From: Wu Fengguang <fengguang.wu@intel.com>
To: Andrew Morton <akpm@linux-foundation.org>
Cc: Linux Memory Management List <linux-mm@kvack.org>,
linux-fsdevel@vger.kernel.org, Ingo Molnar <mingo@elte.hu>,
Jens Axboe <jens.axboe@oracle.com>,
Peter Zijlstra <a.p.zijlstra@chello.nl>,
Rik van Riel <riel@redhat.com>,
LKML <linux-kernel@vger.kernel.org>,
Andi Kleen <andi@firstfloor.org>
Subject: Re: [PATCH 5/8] readahead: add /debug/readahead/stats
Date: Tue, 29 Nov 2011 11:23:23 +0800 [thread overview]

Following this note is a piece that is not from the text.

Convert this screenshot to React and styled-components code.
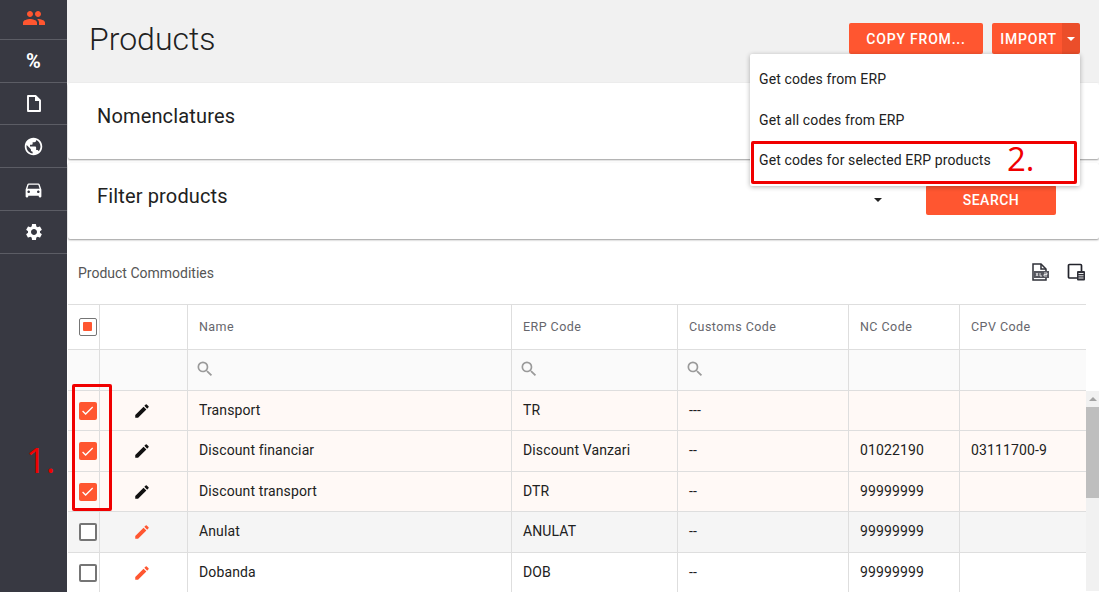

Message-ID: <20111129032323.GC19506@localhost> (raw)
In-Reply-To: <20111121152958.e4fd76d4.akpm@linux-foundation.org>
On Mon, Nov 21, 2011 at 03:29:58PM -0800, Andrew Morton wrote:
> On Mon, 21 Nov 2011 17:18:24 +0800
> Wu Fengguang <fengguang.wu@intel.com> wrote:
>
> > The accounting code will be compiled in by default (CONFIG_READAHEAD_STATS=y),
> > and will remain inactive unless enabled explicitly with either boot option
> >
> > readahead_stats=1
> >
> > or through the debugfs interface
> >
> > echo 1 > /debug/readahead/stats_enable
>
> It's unfortunate that these two things have different names.
Yes unfortunately.
> I'd have thought that the debugfs knob was sufficient - no need for the
> boot option.
The boot option intents to catch the boot time readaheads.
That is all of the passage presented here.